The human figure has long been regarded as the most challenging of all subject matter for an artist to capture, and art students are frequently asked to practice depicting the curves and dimensions of the figure. (Check out more information on Life Drawing courses in "Undressing the Arts" at urbantulsa.com.)
However, given its taboo content, it does not make for highly sellable subject matter in the eyes of gallery owners and commercial buyers. Understanding this makes it easier to understand these artists' complaints. Why did they spend so much time learning to paint the elusive human figure only for it to be rejected from art galleries around the city?
The Edwards' sympathized with their complaints and jokingly said, "We aren't making any money, we will show nudes."
Thus, the Long, Hot Summer show began at Pearl Gallery. The show's title was borrowed from the 1958 film starring Paul Newman and Joanne Woodward. The group all saw it as a sexy film whose title was humorously compatible with the theme of the show.
The show's first year in 2006 produced a diverse array of paintings all with a nude somewhere on the canvas making it a unique show in Tulsa. The gallery's ambition was not to present an erotic or controversial exhibition, but merely pay homage to a long respected and challenging subject matter. Since then, Long, Hot Summer has evolved away from an exclusively nude theme to include a broader range of imagery such as summery landscapes and whimsical narrations.
This year's show is comprised of 130 pieces of art by 30 different artists. The medium used ranges from fibers and clay to oil and acrylic painting. The event's cover image is a giclee print by artist Bryan Cooper.
Cooper is a Tulsa illustrator who brings a nod at the whimsical to his work. He will be exhibiting a series of his unique giclee prints for the show entitled, Leaving Home. This piece, like many of Cooper's prints depicts an invented character in the foreground with many details scattered around the surface that provide the viewer hints as to what is going on in the scene and what sort of world this character lives in.
Cooper's prints are a combination of old and new as he mixes the modern process of giclee printing, or an ink jet print on canvas, by printing them on old-fashioned cabinet cards.
Another artist featured in the show is Tulsa artist, Allie Jensen. Jensen's watercolor and acrylic paintings also fall into the whimsical category of this year's show. Her work embraces the relationship between the beauty of the female figure and the organically lovely qualities of nature. Jensen said her work is also inspired by "the changing of seasons and joy of relationships."
She was among the original group of artists desiring a chance to exhibit their paintings of nudes and has participated in the show since it began.
For more information on the exhibit or the gallery, visit pearlgallerytulsa.com.
The Beauty of Life
Born in the outskirts of Brooklyn, painter Burtron Silverman brings to his work a passion for the human condition through portraiture of individuals who are unique in their own right, yet anonymous and universal.

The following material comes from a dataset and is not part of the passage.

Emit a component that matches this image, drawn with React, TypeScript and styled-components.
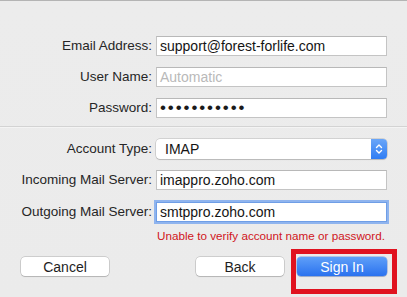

"Very early on in my life, I fell in love with the landscape of the human face, where it seemed all the emotional states of life could be found," Silverman said.
Since then, Silverman has catered his impressive artistic talents to understanding how to capture the emotions he sees bound inside people and exposes them on his canvas.
The people chosen as his subject matter are as diverse as the city of New York. His interest lies in individuals that are left outside of accepted society or in an environment often considered controversial or undesirable. His models are rendered with a great deal of respect and appreciation for they are his most sincere inspiration.
Silverman's paintings are an effort to bring our attention back to the beauty of life and what is before us without the over-stimulated effects of media and celebrity. A contemporary realist, his paintings simultaneously exude the movement of life and the stillness of a moment through his beautiful brushwork.
For Silverman, painting is his opportunity to remember time as it was while he was a part of it. Silverman was nine-years-old at the 1939 New York World's Fair, where he saw a real painting the first time.
"There were three huge pavilions filled with the great art of Western European culture, and I was overcome with the sense of what art could be like," he said. "It's an extraordinary legacy and it has probably lasted all my life."
Throughout his career, Silverman has had numerous solo exhibitions across the United States and Europe. His work is represented in museums, such as the Philadelphia Museum of Art, the Brooklyn Museum and the National Museum of American Art.
His current exhibition of work entitled, Realism Recovered, opens July 8 at Sherwin-Miller Museum of Jewish Art in Tulsa and will be on display until September 1. The show features 31 oil paintings made throughout the past decade of his impressive career.